Further information available here.

Why would we need eTranslation? We have human translators!

CEF AT, eTranslation and translation needs in the public administration

eTranslation can substantially help make the translation process more productive and more efficient. EC translators are responsible for translating content into all official EU languages. In total, more than 7,000 translators working for DG Translation and EU institutions have translated more than 2.3M pages in 2014.

eTranslation is used daily for French, Spanish, Portuguese and Italian to produce initial translations that are post edited in a very efficient way. For other languages (e.g. German) the quality level of the output is still too low.

In the last year, however, significant progress has been achieved through domain-specific engines. For domain-specific reports and texts, the quality of the translated output by eTranslation is acceptable. In other cases, the tool can rapidly scan long texts in a foreign language and point out passages to be translated by humans.

Overall, the translation quality is directly related to the availability of good quality data in the language: if the data for MT is good, then the MT system will be good.

eTranslation can provide SMEs with a cost effective solution to translate, for instance, daily conversations with foreign clients while continuing to use human translators for complicated texts needing perfect interpretation and understanding.

 

Why should we support eTranslation – we can have our own national solution?

CEF AT, eTranslation and translation needs in the public administration

Typically, national or proprietary solutions are targeted on particular range of topics. Hence, the scope of eTranslation is broader and more comprehensive. By supporting eTranslation participants can expect to have access to a broader service.

For SMEs that do not possess proprietary translation solutions, eTranslation can be a cost effective translation tool able to provide first impressions on a wide variety of texts.

Machine translation is directly opposed to our national policy that young people should learn foreign languages.

CEF AT, eTranslation and translation needs in the public administration

Not necessarily. Machine translation can actually provide a good basis for learning languages.

Initially, it can be used to bridge the gap for people who cannot speak a particular language until they acquire initial language skills.

For instance, at university level, machine translation can be used to provide automatic and simultaneous translations of lectures for foreign students who do not master the language.

Machine translation will never work for our languages (e.g. Estonian, Finnish, Hungarian and other morphologically rich languages).

CEF AT, eTranslation and translation needs in the public administration

Processing certain languages with the current MT technologies is more difficult because of e.g. their free morphology or their free constituent order. MT experts are working on new MT solutions based on neural networks more adapted to these languages. Moreover, the European Commission funds several actions (see e.g.) to investigate MT solutions for languages which currently receive only sub-optimal MT support.

However, regardless of the methodology, huge amounts of parallel resources are needed for the implementation of the systems, since these systems rely on machine learning.

By opening up access to SMEs, we will be able to collect data for “under-resourced” European languages or morphogically rich languages and improve the quality of translations and extend the domains that eTranslation covers.

The texts that we need to translate are confidential. What happens to the texts that were submitted for translation? Do you keep them or are they deleted afterwards?

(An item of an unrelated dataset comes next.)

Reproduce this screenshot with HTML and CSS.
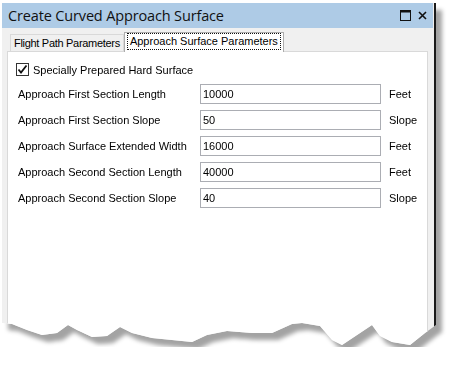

CEF AT, eTranslation and translation needs in the public administration

All texts are deleted within 24 hours unless it is requested to delete the texts immediately after the request was processed. Users can also choose to delete immediately after download (“delete after download”) or choose to retrieve the output directly from the interface (tab “my translation requests”) instead of receiving the output via email (“e-mail me my translation”).

By registering to use this application, you are consenting to eTranslation’s use of personal data as described below.

Privacy Statement:

By registering to use this application, you are consenting to eTranslation’s use of personal data as described below. eTranslation records the login, time of access, languages requested, size of document submitted for translation and the domain of your email address (…@ec.europa.eu) to enable access to the service and processing of requests, as well as for statistical purposes. These are kept for 18 months and then archived. If you choose to have your document returned by e-mail, your e-mail address will be kept until the document is sent. It will subsequently be reduced to its domain only. Users should exercise their judgement when submitting potentially sensitive documents to any online service, including eTranslation. Documents submitted remain available for 24 hours after which they are deleted. There is a “delete after delivery” option which, if ticked, results in the text being deleted immediately after it is delivered. Data will not be shared with third parties. Should you wish to raise any concerns on the eTranslation’s use of personal data please write to DGT-MT@ec.europa.eu

Are translations protected by copyright? If so, who holds the copyright? How about machine translation?

CEF AT, eTranslation and translation needs in the public administration

a) Are translations protected by copyright?

According to internationally binding regulations (e.g. the Berne Convention for the Protection of Literary and Artistic works), translations, among other alternations, are protected as original works without prejudice to the copyright in the original work.

b) If so, who holds the copyright?

Since the editing copyright is a separate right equivalent to that in the original work, the translator is subject to the same legal regime as the author of the original work. The copyright in the translation is, although it is a separate right, dependent on the copyright in the original work. This is because the translator himself can only use his translation if the author of the original work has given his consent.

Regarding employees performing translations or post-edition of machine translated documents the legislation can vary from country to country. Some countries provide for a direct transfer of copyright from the employee to the employer some may not. Therefore employment contracts should contain a clause providing for the transfer of copyright works performed during the work hours to the employer. Check with a lawyer to help you in drafting and applying such a clause.

c) How about machine translation?

A translation produced by a machine in general is not a work capable of copyright protection. Only the code of the translation program is protectable. Nonetheless, if an author is using machine translations as a supporting tool for recommendations, but the translation is still the result of his intellectual act of creation, copyright will still apply.